People watching – The Bean in Millennium Park, Chicago.
One of the best things about travelling is meeting new people. Some have and will become good friends, and many others are nameless. I usually talk to people on public transport, much to the fear of some of my international friends. Being from Australia is a good talking point – everyone wants to travel to Australia. A few people have asked me about geography, and a few others have quite a good knowledge of our current government. Two waiters wrote me some travel tips for New Orleans. People are so generous when you spend the time talking to them.
I really love observing people and talking to them to draw out brief stories. Curiosity comes with being a writer – everybody has a story. If I was a fiction writer I could weave some of these encounters into the story.

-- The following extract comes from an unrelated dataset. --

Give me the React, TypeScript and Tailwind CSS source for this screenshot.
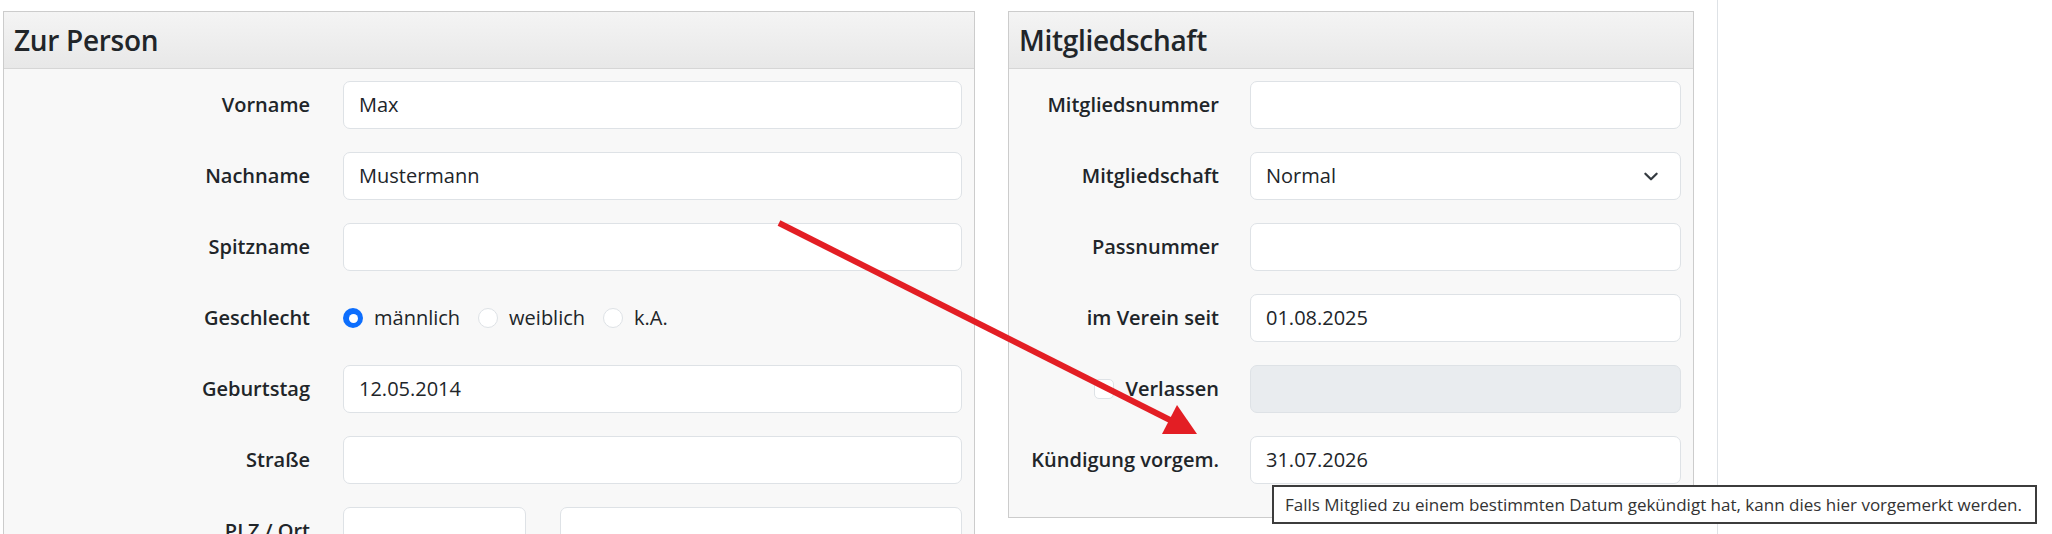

Here are some of the people I’ve met along the way so far.
The taxi driver who took me to my hotel in Auckland told me about his marriage. He described “an arranged marriage not a love marriage”. He told me that his parents decided on who he should marry, and matched her with a girl in New Zealand. It took nine months to get to know his wife. “I would prefer the love marriage”, he told me. “Because you should know each other perfectly.” I asked him if he’s happy?
“It’s alright. She’s alright but sometimes she doesn’t agree with me.”
I got chatting with my friend’s roommates while she was at work. We covered so many things – education, career goals, the cost of living, meeting men… When I told one of Larisa’s friends I’m Australian she immediately asked if I know Darren Hayes and I squealed and said of course I do! She quoted some lyrics and I told her about talking to Darren on his podcast last month.
My flight from San Francisco to Chicago was very early in the morning. I left the hotel at 3.30 am – catching a shuttle bus. I was scared of waiting on the street as the Tenderloin district was so dodgy (I think of pounded meat and quivering loins when Tenderloin is mentioned). But it was fine – the concierge waited with me and the driver helped me with my bags. I did not encounter anyone dangerous on the street. As usual, I struck up conversations with my fellow passengers – even so early! Some weren’t as willing to talk as others. I met a couple from Atlanta who really want to visit Australia. The woman was talking about her skin condition, and her husband said the questions about it got so bad that he said to people “just don’t come to my house”. We didn’t see each other’s faces until the drop-off point, but it was amazing how a short conversation on a bus in the dark could produce conversation about such a big commonality.
I also caught a shuttle bus from Chicago airport to the hostel. There were only two of us on that shuttle – me and a woman who was about to run a marathon. We talked the whole trip about running and her work and I told her about my blog. She said she’s started a running blog which is here. We will keep in touch.
The hostel serves a free basic hot breakfast every morning. I sat at a table with a young guy from Michigan, a Spanish traveller and a man from Germany. I got talking to the German man – his eyes indicated he might be blind, and he later confirmed he was. When I told him I’m going to the art gallery, he joked, “not a place for a blind man”. He’s been in America for six months, working as a volunteer on a reservation (a community of native Americans) in South Dakota. He told me that the adults on the reservation live in poverty – receiving $300 a month, and are homeless, unemployed and uneducated. Alcoholism is rife. I asked him if he thinks volunteering there helps the community get out of the cycle. He doesn’t think so, saying that it’s a historical culture that is hard to shift. He said he doesn’t fix problems, instead exchanges skills with the community – doing something for the community and the people within do something for him. He wants to live in Russia in a trailer park, so he’s free to travel and not tied down with a mortgage. What an interesting man!
I met an older lady on the bus to downtown Chicago who was all dressed up on her way to lunch. She was refreshingly progressive. She talked to anybody – she told me she was on her way to lunch, and have me some tips about the art gallery. She pointed out a beautiful church and said that even though she’s Jewish, she visits that church at Christmas and celebrates too. “We all pray to a god you know. It doesn’t matter that we’re different.”
The woman next to her asked me how I burnt my face. I said I didn’t, and she continued asking more questions. I said I was born like this and there’s no need to ask so many questions to a stranger. The older woman told her off, saying “its not nice to ask strangers about their appearance”. She then said to me “the lady next to me told me I had lipstick on my teeth and now is commenting on your beautiful face. Of course, she’s perfect.” It was a great comeback and I thanked her for speaking up.
People speak their mind here. A woman on the bus in Chicago behind me yelled out to a stranger standing up: “your shoes look like shit. Is that a tiger?”, and followed her off the bus to criticize her outfit further. The driver through his arms up and let out a hearty laugh, and is passengers laughed and were horrified all at once. It was a priceless moment.
Do you people watch? Do you talk to strangers? Isn’t it fun?